On 31 October 2016, the blog Bipartisan Report posted a story entitled “BREAKING: ABC Uncovers MILLIONS Of Payments From Russia To Trump, Campaign Panics.” Hours later, Occupy Democrats posted a similar story:
Republican nominee Donald Trump has been treading treasonous territory for months now, raising eyebrows around the nation for a foreign policy that openly supports the ambitions of Vladimir Putin, the dictator of the Russian Federation. He’s surrounded himself with men with close ties to the Kremlin and the oligarchs that pull the strings behind the scenes; he’s being openly supported by Russian state-controlled media and by Russian intelligence services, who have breached the electronic servers of Democratic Party operatives and released selected pieces of information in an attempt to sow discord.
Both posts were referencing a report that was, by then, more than a month old. A 22 September 2016 story from ABC News does say Trump has business investments in Russia, but it does not say that Trump is being paid millions by the Russian government, which might be inferred by the headlines on the above posts:
As questions have been raised about Trump’s business interests with Russians, the candidate has sought to distance himself from Moscow.
“For the record, I have ZERO investments in Russia,” he wrote on Twitter in July.
He later told ABC’s George Stephanopoulos, “Will I sell condos to Russians on occasion?
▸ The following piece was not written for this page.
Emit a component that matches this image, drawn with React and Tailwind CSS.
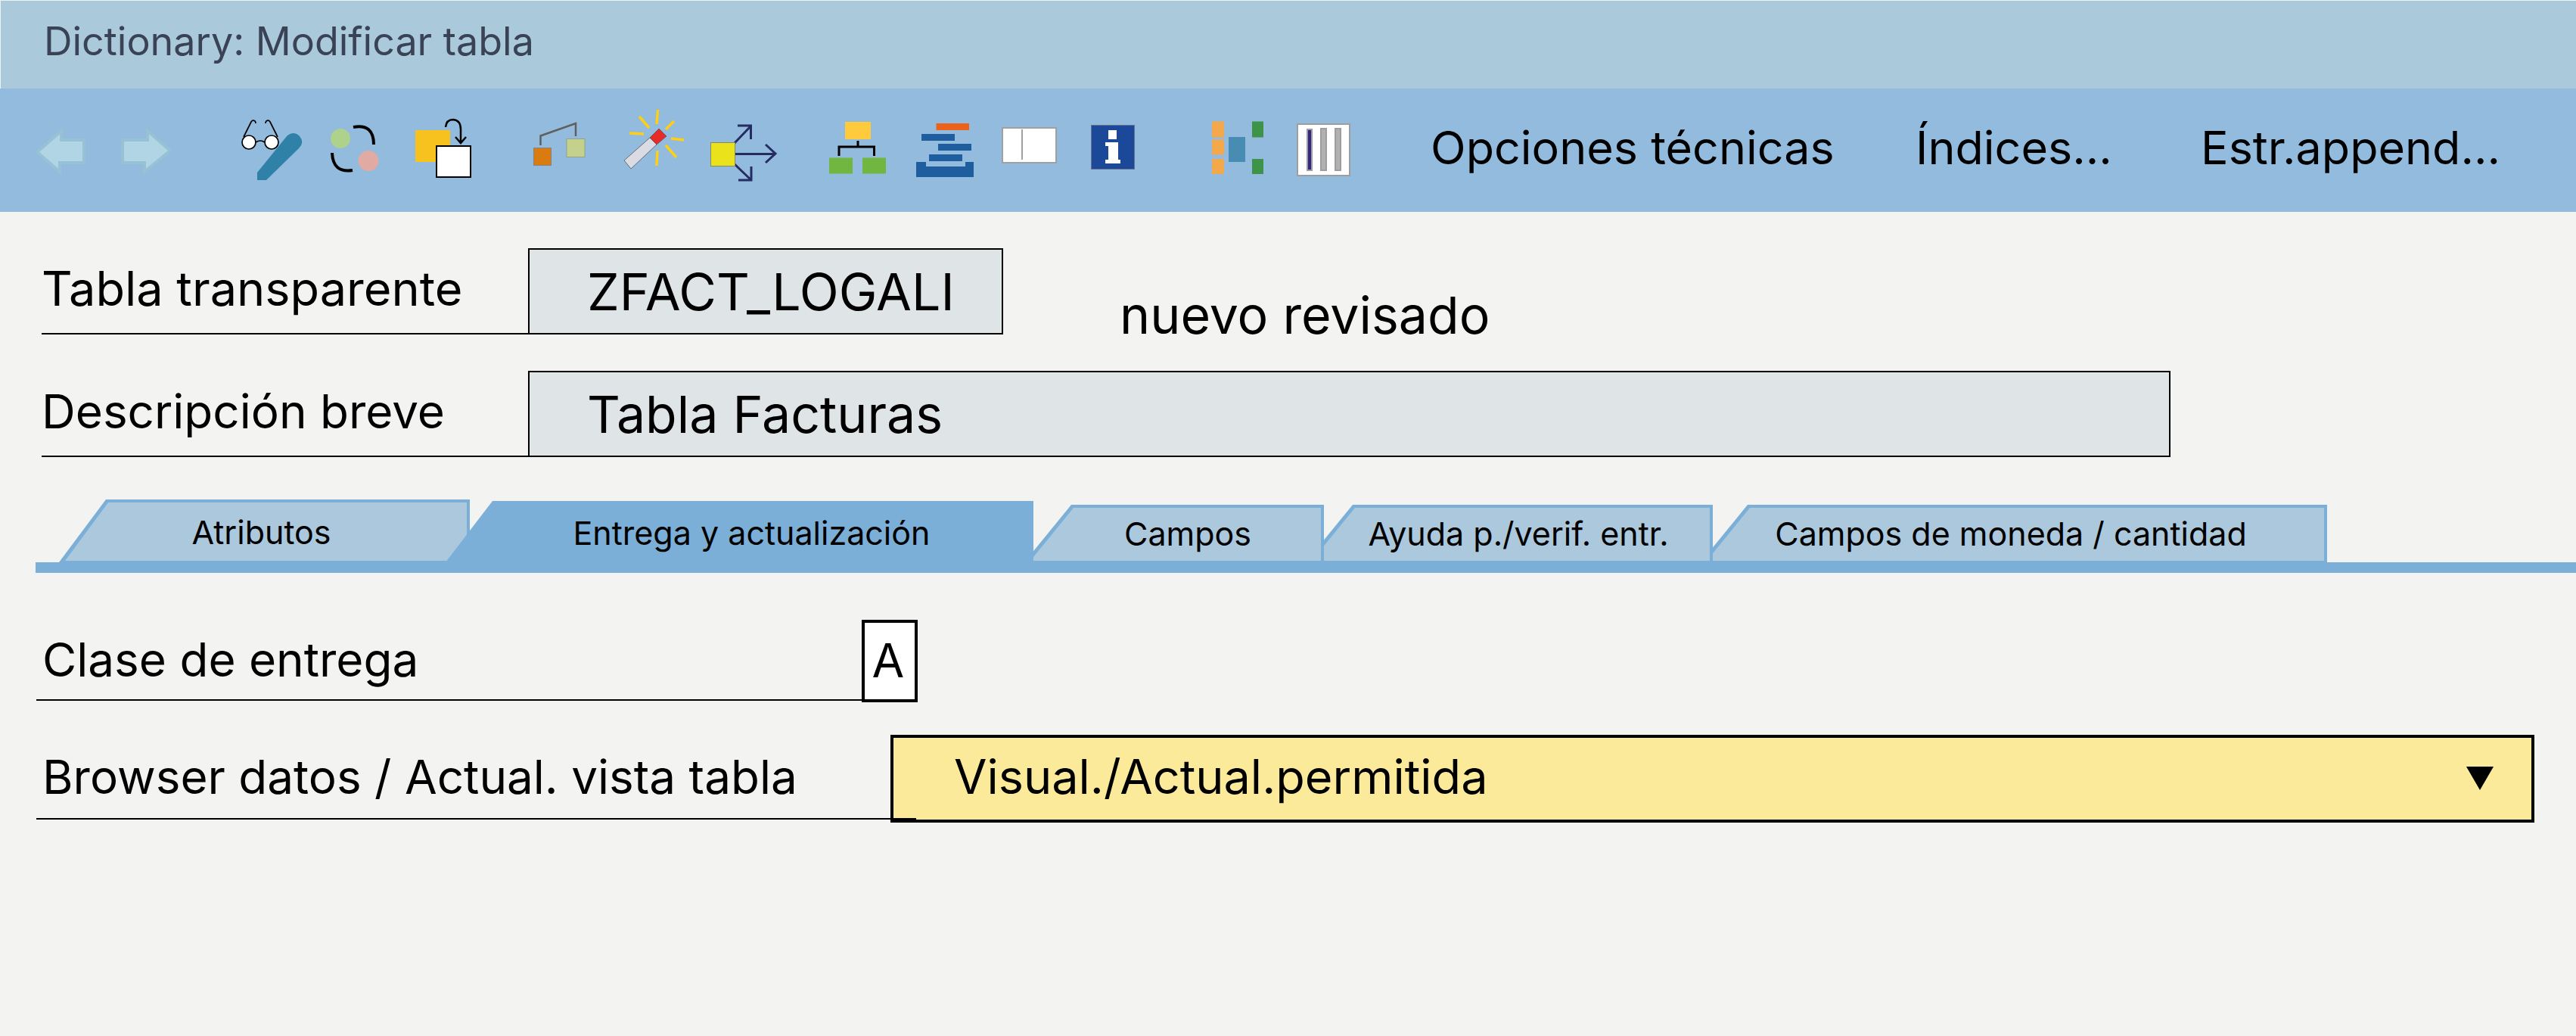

Probably. I mean I do that. I have a lot of condos. I do that. But I have no relationship to Russia whatsoever.”
But an ABC News investigation found he has numerous connections to Russian interests both in the U.S. and abroad.
“The level of business amounts to hundreds of millions of dollars — what he received as a result of interaction with Russian businessmen,” said Sergei Millian, who heads a U.S.-Russia business group and who says he once helped market Trump’s U.S. condos in Russia and the former Soviet states. “They were happy to invest with him, and they were happy to work with Donald Trump. And they were happy to associate—[and] be associated with Donald Trump.”
Trump’s relations with Russia and that country’s president, Vladimir Putin, have been the source of intrigue and consternation through the course of the 2016 election cycle. But while the report pointed to Trump’s dealings with Russian businessmen, it does not claim that government officials are funneling him money. Instead, it raises concerns that Trump will be swayed as president by his financial interests in Russia to the detriment of U.S. foreign policy — namely, lifting sanctions to ease the flow of money:
But [Florida broker Daniel] Pansky and [New York real estate agent Victoria] Shtainer told ABC News that purchases from Russian buyers in New York and Miami began to drop precipitously in 2014, when the U.S. imposed economic sanctions on Russia in response to the Russian military incursion into Crimea.
To Russian buyers looking to move money out of their home country, Shtainer explained, the sanctions “basically cut off their oxygen.”
Should Trump come out on top in the elections in November, he has said he’ll consider whether or not to lift sanctions on Russia.
“We’ll be looking at that, yeah we’ll be looking,” Trump responded in July when asked if he would roll sanctions back.
While Trump has expressed an affinity for Putin, no evidence of a direct monetary link between Trump and the Kremlin has been presented. The question raised by the ABC report was the possibility that Trump might use the office of president to benefit his own finances, while the blog posts asserted that Trump’s relationship with Russia had less to do with business than with cozying up to the Kremlin — a claim that was not made by the original source of the story.